Fixed lens cameras offer better optics at lower prices—manufacturers invest in lens quality rather than motorized mechanisms. Use fixed lenses (2.8mm, 4mm, 6mm) for areas with known, consistent target distances like entrances or hallways. Reserve varifocal for challenging installations where you need installation flexibility. For budget deployments, buying three fixed-lens cameras with different focal lengths costs less than one varifocal and provides better coverage.

What maintenance is required to keep footage court-ready?

Monthly: Clean lenses, check IR function, verify camera positioning. Quarterly: Review timestamp synchronization, test evidence export process, inspect cable connections. Annually: Replace IR cameras (illuminators degrade 20-30% yearly), update firmware, review storage health. Document everything. The goal is demonstrating systematic care that counters defense claims of negligent maintenance. A well-maintained budget system produces better evidence than a neglected premium installation.

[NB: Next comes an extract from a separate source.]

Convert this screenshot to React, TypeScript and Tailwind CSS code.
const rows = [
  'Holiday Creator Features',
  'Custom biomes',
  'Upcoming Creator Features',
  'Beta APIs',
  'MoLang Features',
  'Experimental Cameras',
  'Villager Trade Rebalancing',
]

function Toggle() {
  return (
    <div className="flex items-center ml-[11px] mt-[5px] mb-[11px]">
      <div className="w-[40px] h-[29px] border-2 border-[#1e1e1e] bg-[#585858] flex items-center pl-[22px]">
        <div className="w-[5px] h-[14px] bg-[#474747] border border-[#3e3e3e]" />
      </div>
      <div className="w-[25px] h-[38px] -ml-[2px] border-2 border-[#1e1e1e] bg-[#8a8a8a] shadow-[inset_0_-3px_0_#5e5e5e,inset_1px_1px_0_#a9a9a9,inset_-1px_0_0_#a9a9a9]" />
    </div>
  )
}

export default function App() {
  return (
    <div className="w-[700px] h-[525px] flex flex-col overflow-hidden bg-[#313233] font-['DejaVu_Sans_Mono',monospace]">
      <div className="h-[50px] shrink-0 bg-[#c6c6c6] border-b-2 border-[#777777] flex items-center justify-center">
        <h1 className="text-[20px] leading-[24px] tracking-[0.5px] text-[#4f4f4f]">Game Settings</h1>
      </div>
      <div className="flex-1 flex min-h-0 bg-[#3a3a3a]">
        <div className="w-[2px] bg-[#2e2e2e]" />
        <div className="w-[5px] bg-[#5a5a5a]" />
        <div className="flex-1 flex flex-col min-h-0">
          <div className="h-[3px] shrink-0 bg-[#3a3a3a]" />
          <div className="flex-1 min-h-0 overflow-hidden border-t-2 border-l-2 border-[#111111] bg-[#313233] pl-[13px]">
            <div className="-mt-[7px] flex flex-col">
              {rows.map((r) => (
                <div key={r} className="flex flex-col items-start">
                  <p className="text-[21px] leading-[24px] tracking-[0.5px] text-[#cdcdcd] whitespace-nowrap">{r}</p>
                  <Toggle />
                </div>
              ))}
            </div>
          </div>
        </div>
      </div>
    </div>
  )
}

Can Wi-Fi cameras be used for court evidence?

Wi-Fi introduces reliability risks that courts scrutinize: interference can drop frames, bandwidth fluctuations compress video, and authentication logs are harder to secure. For evidence, PoE is strongly preferred for its reliability and security. If you must use Wi-Fi, select cameras with 5 GHz support, WPA3 encryption, and dedicated wireless infrastructure (not shared with general Wi-Fi). Document signal strength logs and connection stability metrics to demonstrate reliability. Expect heightened scrutiny and prepare technical testimony explaining your wireless architecture.

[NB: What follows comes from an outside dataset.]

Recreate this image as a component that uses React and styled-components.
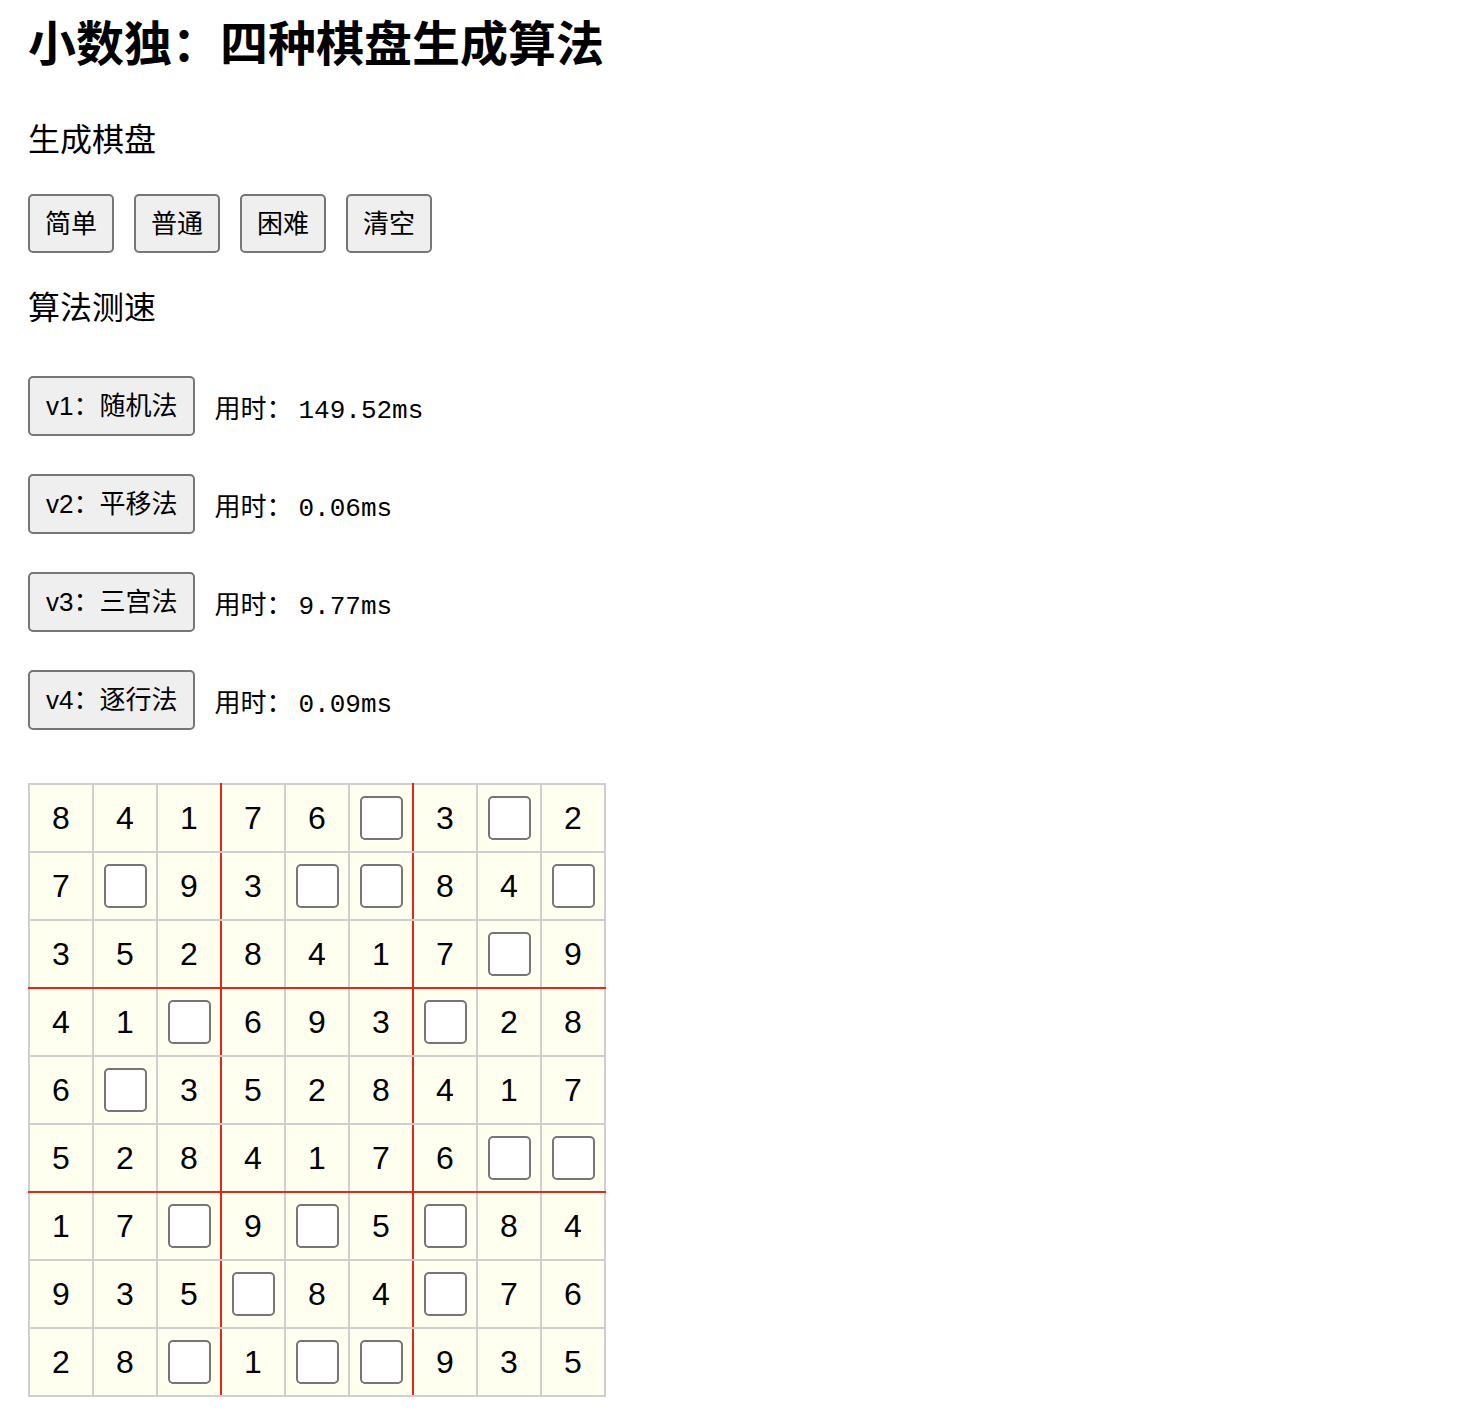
import styled, { createGlobalStyle } from "styled-components";

const GlobalStyle = createGlobalStyle`
  body {
    margin: 0;
    background: #fff;
    color: #000;
    font-family: "Liberation Sans", "Noto Sans CJK SC", sans-serif;
  }
`;

const Page = styled.div`
  display: flex;
  flex-direction: column;
  align-items: flex-start;
  padding: 17px 28px 30px;
`;

const Title = styled.h1`
  margin: 0;
  font-size: 48px;
  line-height: 56px;
  font-weight: 700;
`;

const Section = styled.div`
  margin-top: ${(p) => p.$top}px;
  font-size: 32px;
  line-height: 40px;
`;

const ButtonRow = styled.div`
  display: flex;
  gap: 20px;
  margin-top: 34px;
`;

const Button = styled.button`
  font-family: "Liberation Sans", "Noto Sans CJK SC", sans-serif;
  font-size: 26px;
  line-height: 36px;
  color: #000;
  background: #efefef;
  border: 2px solid #767676;
  border-radius: 5px;
  padding: ${(p) => (p.$wide ? "10px 16px" : "10px 15px 9px")};
  cursor: pointer;

  &:hover {
    background: #e5e5e5;
  }
`;

const SpeedList = styled.div`
  display: flex;
  flex-direction: column;
  gap: 38px;
  margin-top: 48px;
`;

const SpeedRow = styled.div`
  display: flex;
  align-items: center;
  gap: 19px;
`;

const Timing = styled.span`
  font-size: 26px;
  padding-top: 2px;
`;

const Mono = styled.span`
  font-family: "Liberation Mono", "Noto Sans CJK SC", monospace;
  font-size: 26px;
  margin-left: 6px;
`;

const Board = styled.table`
  margin-top: 53px;
  border-collapse: collapse;
`;

const Cell = styled.td`
  width: 62px;
  height: 66px;
  padding: 0;
  text-align: center;
  vertical-align: middle;
  background: #fffff0;
  border: 2px solid #cfcfcf;
  font-size: 32px;
  &:nth-child(3),
  &:nth-child(6) {
    border-right-color: #e5261b;
  }
  tr:nth-child(3) > &,
  tr:nth-child(6) > & {
    border-bottom-color: #e5261b;
  }
`;

const Slot = styled.input`
  display: block;
  margin: 0 auto;
  box-sizing: border-box;
  width: 43px;
  height: 44px;
  border: 2px solid #767676;
  border-radius: 5px;
  background: #fff;
  font-size: 28px;
  text-align: center;
  padding: 0;
`;

const board = [
  "841760302",
  "709300840",
  "352841709",
  "410693028",
  "603528417",
  "528417600",
  "170905084",
  "935084076",
  "280100935",
];

const algorithms = [
  { name: "v1：随机法", time: "149.52ms" },
  { name: "v2：平移法", time: "0.06ms" },
  { name: "v3：三宫法", time: "9.77ms" },
  { name: "v4：逐行法", time: "0.09ms" },
];

const App = () => (
  <>
    <GlobalStyle />
    <Page>
      <Title>小数独：四种棋盘生成算法</Title>
      <Section $top={47}>生成棋盘</Section>
      <ButtonRow>
        <Button>简单</Button>
        <Button>普通</Button>
        <Button>困难</Button>
        <Button>清空</Button>
      </ButtonRow>
      <Section $top={35}>算法测速</Section>
      <SpeedList>
        {algorithms.map((a) => (
          <SpeedRow key={a.name}>
            <Button $wide>{a.name}</Button>
            <Timing>
              用时：<Mono>{a.time}</Mono>
            </Timing>
          </SpeedRow>
        ))}
      </SpeedList>
      <Board>
        <tbody>
          {board.map((row, r) => (
            <tr key={r}>
              {row.split("").map((d, c) => (
                <Cell key={c}>{d === "0" ? <Slot type="text" /> : d}</Cell>
              ))}
            </tr>
          ))}
        </tbody>
      </Board>
    </Page>
  </>
);

export default App;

How do I handle evidence export for court presentation?

Export native format with camera watermarks intact, then create a secondary MP4 copy for easy playback. Burn timestamps into the video using your VMS—courts require visible time references. Include a hash value (MD5 or SHA-256) of the original file to prove integrity. Provide a technical affidavit explaining the system, export process, and verification methods. Never edit footage; if you need to zoom or enhance, do it live in court using the original file, preserving the unaltered evidence for the defense to examine.